In linea con gli sviluppi del trimestre precedente, negli ultimi mesi la regione del Mediterraneo allargato ha registrato alcune svolte diplomatiche di una certa rilevanza. Il primo importante sviluppo è certamente legato alla ripresa dei colloqui per l'accordo sul nucleare iraniano. Dopo aver raggiunto una fase di stallo lo scorso autunno, sembra che nelle ultime settimane i colloqui abbiano portato ad alcuni passi in avanti verso il raggiungimento di un'intesa. Il secondo sviluppo è invece legato alla normalizzazione delle relazioni diplomatiche tra il regime siriano di Bashar al-Assad e alcuni paesi della regione, processo che sembra avere conosciuto una accelerazione. Sempre sul piano della politica estera, negli scorsi mesi si è registrato un particolare attivismo diplomatico da parte degli Emirati Arabi Uniti e del Qatar, paesi intenti a rilanciare la propria posizione a livello regionale e internazionale. 

Sul piano della politica interna si registrano significativi sviluppi in numerosi paesi della regione. Dopo le elezioni dello scorso ottobre, l'Iraq ha compiuto i primi passi verso la formazione di un nuovo esecutivo, anche se la frammentarietà del quadro politico e la presenza di numerose milizie nel paese contribuiscono a complicare il processo parlamentare. In Turchia la crisi valutaria e l'elevata inflazione costituiscono il principale elemento di instabilità interna, con ripercussioni anche sul piano politico e sociale nonché sui consensi nei confronti della leadership al potere. In Israele, invece, il nuovo governo Bennett-Lapid è recentemente riuscito a ottenere l'approvazione del nuovo bilancio statale, conditio sine qua non per la continuazione della composita coalizione di governo.

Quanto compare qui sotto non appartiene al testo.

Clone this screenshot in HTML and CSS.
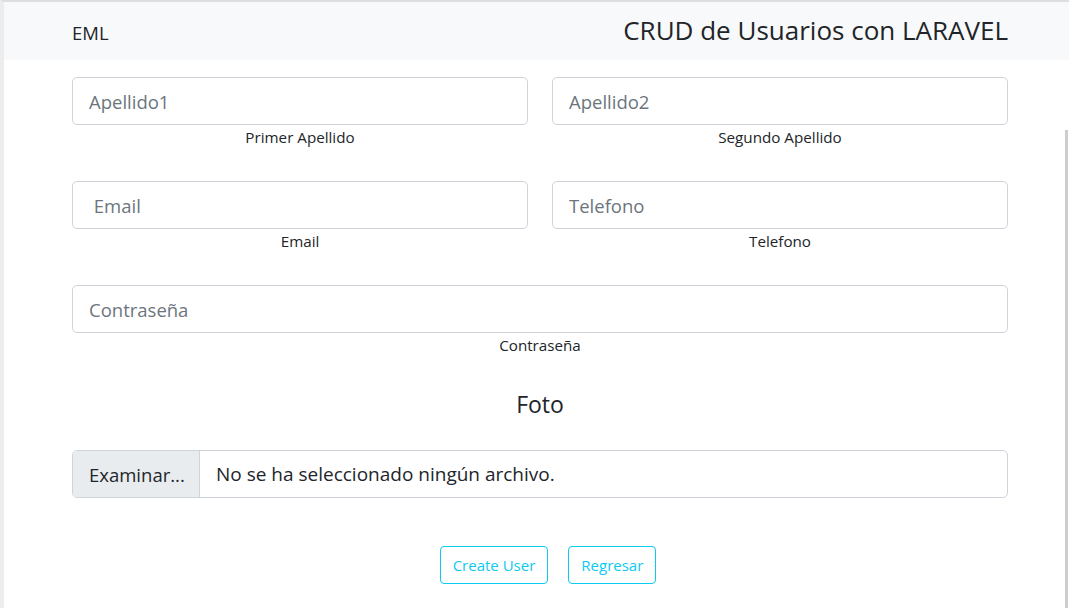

Negli ultimi mesi vi sono stati anche importanti sviluppi politici in Nord Africa. In Libia, dopo l'annullamento delle elezioni presidenziali previste per il 24 dicembre, sembra che la transizione politica abbia raggiunto una fase particolarmente critica. La situazione politica rimane volatile anche in Tunisia dove, dopo la sospensione del parlamento decretata dal presidente Kaïs Saïed, la scorsa estate si registra un evidente indebolimento delle istituzioni democratiche nazionali. In Egitto, a dispetto della proclamazione della fine dello stato di emergenza e di alcuni gesti simbolici compiuti dal governo, continuano a sussistere importanti criticità legate al tema dei diritti civili. Sul fronte della politica estera, le relazioni tra Algeria e Marocco continuano a essere tese, mentre si registra un consolidamento dei rapporti tra Algeri e Tunisi.

Per quanto riguarda i teatri di guerra regionali, si registra un calo della conflittualità in Siria, dove la situazione militare sembra essere ormai giunta a una fase di stallo. Le violenze continuano invece ininterrotte in Yemen e specialmente nel governatorato di Marib e a Hodeida, dove a gennaio si è registrata una delle peggiori escalation degli ultimi anni. In entrambi i paesi, però, si evidenzia un sensibile peggioramento della situazione umanitaria, ulteriormente esacerbata dalla volatilità delle valute nazionali e dalle critiche condizioni economiche.

Il tema della ripresa dalle conseguenze economiche della pandemia da Covid-19 è diventato ormai centrale per gran parte dei paesi del Mediterraneo allargato. Molti stati dell'area si trovano infatti a dover affrontare un debito pubblico che è considerevolmente aumentato nel periodo della pandemia. Inoltre, la diversificazione economica e lo sviluppo del settore privato sono sfide a cui i governi della regione hanno dedicato negli scorsi mesi particolare attenzione. La situazione pandemica è in miglioramento nella maggior parte degli stati della regione. A dispetto delle difficoltà iniziali, la campagna vaccinale procede ora speditamente in molti paesi. Il tasso di vaccinazione è però ancora particolarmente basso in Algeria, Iraq e Libia, oltre che nei paesi teatro di guerra come Siria e Yemen.